Diplomat: Machtübernahme der Taliban kam schneller als erwartet

Im Untersuchungsausschuss des Bundestags zur Evakuierung aus Kabul im August 2021 war am Donnerstag ein hochrangiger Diplomat geladen. Er sollte Antworten darauf geben, warum afghanischen Ortskräfte nicht rechtzeitig ausgeflogen wurden.

Berlin (epd). In der deutschen Botschaft von Afghanistan waren Diplomaten noch Wochen vor der Machtübernahme der Taliban im August 2021 von einem weiteren diplomatischen wie entwicklungspolitischen Engagement am Hindukusch überzeugt. Der ehemalige Geschäftsträger der Vertretung in Kabul, Gregory Bledjian, sagte bei der Befragung im Afghanistan-Untersuchungsausschuss im Bundestag am Donnerstag, die Arbeitshypothese sei bis zu seiner Ausreise im Juni 2021 gewesen, dass die diplomatische Präsenz auch nach Abzug der internationalen Truppen bleibe.

Vor dem Hintergrund wäre es seinen Angaben nach ein gravierendes politisches Signal gewesen, die afghanischen Ortskräfte auszufliegen. Wie Bledjian erläuterte, hätte Deutschland sein Afghanistan-Engagement einstellen müssen, wenn alle Ortskräfte von Bundeswehr, Entwicklungszusammenarbeit und Botschaft ausgeflogen worden wären. Die Eroberung Kabuls durch die Taliban sei dann aber schneller erfolgt als von ihm erwartet.

Der Afghanistan-Untersuchungsausschuss will unter Vorsitz des SPD-Abgeordneten Ralf Stegner unter anderem herausfinden, wie es dazu kam, dass zahlreiche afghanische Ortskräfte, die für die Bundeswehr und andere deutsche Institutionen gearbeitet haben, beim Truppenabzug aus dem Land zurückgelassen wurden.

Bledjian, der zwischen Mai 2020 bis Mitte Juni 2021 für Sicherheit, Verwaltung und Personal der Botschaft in Kabul zuständig war, sagte, er habe in dem Zeitraum keine einzige Gefährdungsanzeige von einer Ortskraft bekommen. Es habe aber ein erhöhtes abstraktes Gefährdungsniveau gegeben. Das sogenannte Ortskräfteverfahren, über das gefährdete Ortskräfte nach Deutschland geholt werden konnten, sei auf niederschwelliger Arbeitsebene bearbeitet worden. Er selbst sei damit im engeren Sinne nicht befasst gewesen.

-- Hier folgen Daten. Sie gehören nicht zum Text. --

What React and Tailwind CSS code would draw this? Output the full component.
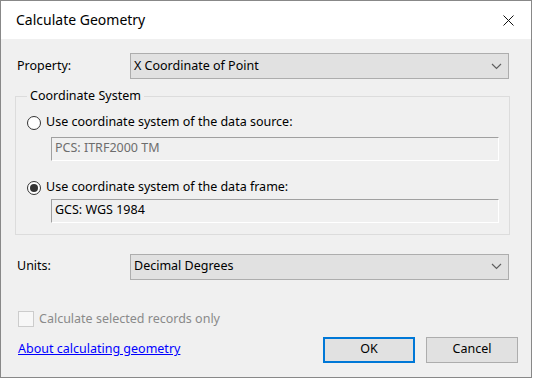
import React from 'react';

const font = { fontFamily: '"Segoe UI", "Noto Sans", sans-serif' };

function Chevron() {
  return (
    <svg width="11" height="7" viewBox="0 0 11 7" className="shrink-0">
      <path d="M1 1 L5.5 5.5 L10 1" fill="none" stroke="#5f5f5f" strokeWidth="1.2" />
    </svg>
  );
}

function Select({ value }) {
  return (
    <div className="flex items-center justify-between w-[379px] h-[26px] bg-[#e1e1e1] border border-[#adadad] pl-[3px] pr-[6px]">
      <span>{value}</span>
      <Chevron />
    </div>
  );
}

function Radio({ checked, label }) {
  return (
    <div className="flex items-center h-[16px]">
      <span className="ml-[11px] w-[14px] h-[14px] rounded-full border border-[#333] bg-white flex items-center justify-center">
        {checked && <span className="w-[8px] h-[8px] rounded-full bg-[#333]" />}
      </span>
      <span className="ml-[5px]">{label}</span>
    </div>
  );
}

function ReadBox({ value, dim }) {
  return (
    <div
      className={`ml-[35px] w-[448px] h-[24px] flex items-center pl-[3px] bg-[#f0f0f0] border-t border-l border-[#a0a0a0] border-b-white border-r-white border-b border-r ${dim ? 'text-[#6d6d6d]' : 'text-black'}`}
    >
      {value}
    </div>
  );
}

export default function App() {
  return (
    <div className="w-[533px] h-[379px] bg-white" style={font}>
      <div className="w-[532px] h-[378px] border border-[#888] flex flex-col text-[12.5px] text-black">
        {/* title bar */}
        <div className="h-[38px] bg-white flex items-center justify-between pl-[15px] pr-[17px]">
          <span className="text-[14px] pb-[1px]">Calculate Geometry</span>
          <svg width="11" height="11" viewBox="0 0 11 11">
            <path d="M0.5 0.5 L10.5 10.5 M10.5 0.5 L0.5 10.5" stroke="#111" strokeWidth="1" />
          </svg>
        </div>

        <div className="flex-1 bg-[#f0f0f0] px-[14px] pt-[14px] flex flex-col">
          <div className="flex items-center">
            <span className="w-[115px] pl-[2px]">Property:</span>
            <Select value="X Coordinate of Point" />
          </div>

          <fieldset className="mt-[8px] w-[495px] border border-[#dcdcdc] pb-[11px]">
            <legend className="ml-[11px] px-[3px]">Coordinate System</legend>
            <div className="mt-[9px]">
              <Radio label="Use coordinate system of the data source:" />
            </div>
            <div className="mt-[6px]">
              <ReadBox value="PCS: ITRF2000 TM" dim />
            </div>
            <div className="mt-[19px]">
              <Radio checked label="Use coordinate system of the data frame:" />
            </div>
            <div className="mt-[3px]">
              <ReadBox value="GCS: WGS 1984" />
            </div>
          </fieldset>

          <div className="flex items-center mt-[19px]">
            <span className="w-[115px] pl-[2px]">Units:</span>
            <Select value="Decimal Degrees" />
          </div>

          <div className="flex items-center mt-[31px] h-[17px]">
            <span className="ml-[3px] w-[16px] h-[16px] border border-[#cccccc] bg-[#f7f7f7]" />
            <span className="ml-[5px] text-[#8a8a8a]">Calculate selected records only</span>
          </div>

          <div className="flex items-center justify-between mt-[9px]">
            <a href="#" className="ml-[3px] text-[#0000ff] underline">About calculating geometry</a>
            <div className="flex gap-[11px] -mr-[1px]">
              <button className="w-[92px] h-[26px] bg-[#e1e1e1] border-2 border-[#0078d7]">OK</button>
              <button className="w-[92px] h-[26px] bg-[#e1e1e1] border border-[#adadad]">Cancel</button>
            </div>
          </div>
        </div>
      </div>
    </div>
  );
}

In Bezug auf eine mögliche Visa-Vergabe an afghanische Ortskräfte stellte er klar, dass die Botschaft seit einem Anschlag 2017 keine Visastelle mehr gehabt habe und daher schon rein technisch gar keine Visa habe ausstellen können. Ihm sei auch nicht bewusst, ob über die Ortskräfte für deutsche Institutionen Buch geführt worden sei. Mit dem Szenario einer Ausreise von Zehntausenden Menschen sei bis zu seiner Ausreise nicht geplant worden.

Erst mit Amtsantritt der Ampel-Bundesregierung im Dezember des vergangenen Jahres wurden Tausende afghanische Ortskräfte und deren Familienangehörige nach Deutschland geholt.

Der Untersuchungsausschuss will auch die Umstände der militärischen Evakuierungsaktion aus Kabul im August 2021 klären. Die Operation war wegen der schnellen Rückeroberung des Landes durch die radikal-islamischen Taliban nötig geworden. Die Bundeswehr flog nach eigenen Angaben mehr als 5.000 Menschen aus mindestens 45 Nationen aus. Am 27. August 2021 endete nach gut zehn Tagen auch diese heikle Mission.